· Vatican City ·

Statement by the Permanent Council of the CCCB

No culture is superior to another

 No culture is superior to another  ING-013
31 March 2023

The Bishops’ Conference of Canada issued a statement on Thursday, 30 March, supporting the Holy See in its recent Document addressing the “Doctrine of Discovery”.

The Canadian Conference of Catholic Bishops (cccb) is grateful that the Holy See has issued a Declaration addressing the concept of the ‘Doctrine of Discovery,’ including the question of certain papal bulls of the 15th century which, according to some scholars, served as the basis for the aforementioned ‘doctrine’.

Contrary to this claim, numerous and repeated statements by the Church and the Popes through the centuries have upheld the rights and freedoms of Indigenous Peoples, for example the 1537 Bull Sublimis Deus. Indeed, Popes in recent times have also sought forgiveness on numerous occasions for evil acts committed against Indigenous Peoples by Christians. Having heard a strong desire from Indigenous Peoples for the Church to address the ‘Doctrine of Discovery,’ today’s Declaration from the Holy See further repudiates any concepts that fail to recognize the inherent rights of Indigenous Peoples.

Specifically, the Holy See’s Declaration states:

“In no uncertain terms, the Church’s magisterium upholds the respect due to every human being. The Catholic Church therefore repudiates those concepts that fail to recognize the inherent human rights of indigenous peoples, including what has become known as the legal and political ‘doctrine of discovery’”.

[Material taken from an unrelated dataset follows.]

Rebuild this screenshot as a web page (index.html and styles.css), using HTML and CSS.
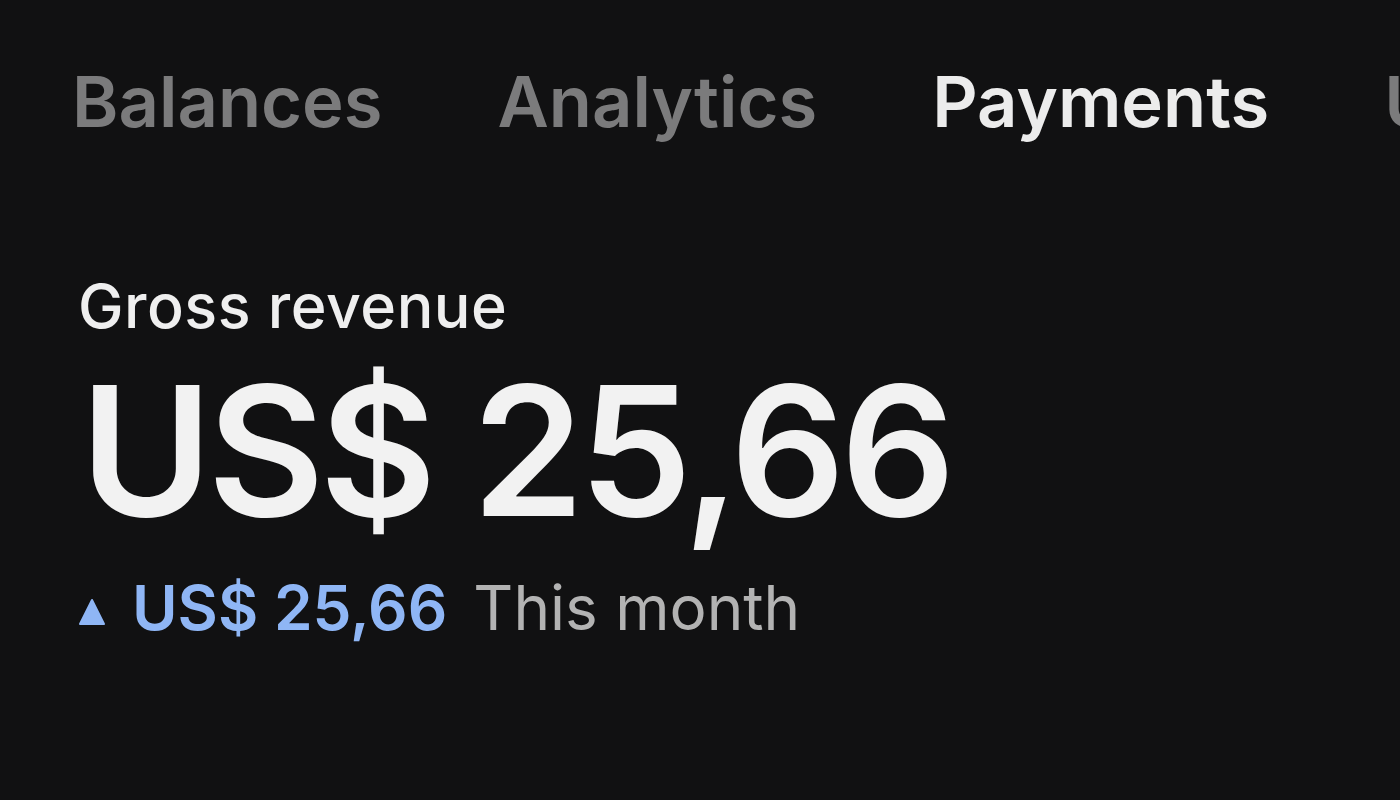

The Holy See has emphasized that the ‘Doctrine of Discovery’ is not part of the teaching of the Catholic Church and that the papal documents under scrutiny by some scholars — particularly the Bulls Dum Diversas (1452), Romanus Pontifex (1455) and Inter Caetera (1493) — have never been considered expressions of the Catholic faith. At the same time, the Declaration acknowledges that these papal bulls did not adequately reflect the equal dignity and rights of Indigenous Peoples; that they were manipulated for political purposes by competing colonial powers; and that Indigenous Peoples suffered the terrible effects of the assimilation policies of colonizing nations. Furthermore, the Holy See’s Declaration expresses support for the principles in the United Nations Declaration on the Rights of Indigenous Peoples, the implementation of which would help to improve the living conditions of Indigenous Peoples, to protect their rights, as well as to support their self-development in continuity with their identity, language, history, and culture.

The cccb, the United States Conference of Catholic Bishops (usccb), and the Pontifical Committee for Historical Sciences are together exploring the possibility of organizing an academic symposium with Indigenous and non-Indigenous scholars to further deepen historical understanding about the ‘Doctrine of Discovery.’ This idea of a symposium has likewise received encouragement from the Vatican’s Dicastery for Promoting Integral Human Development and the Dicastery for Culture and Education.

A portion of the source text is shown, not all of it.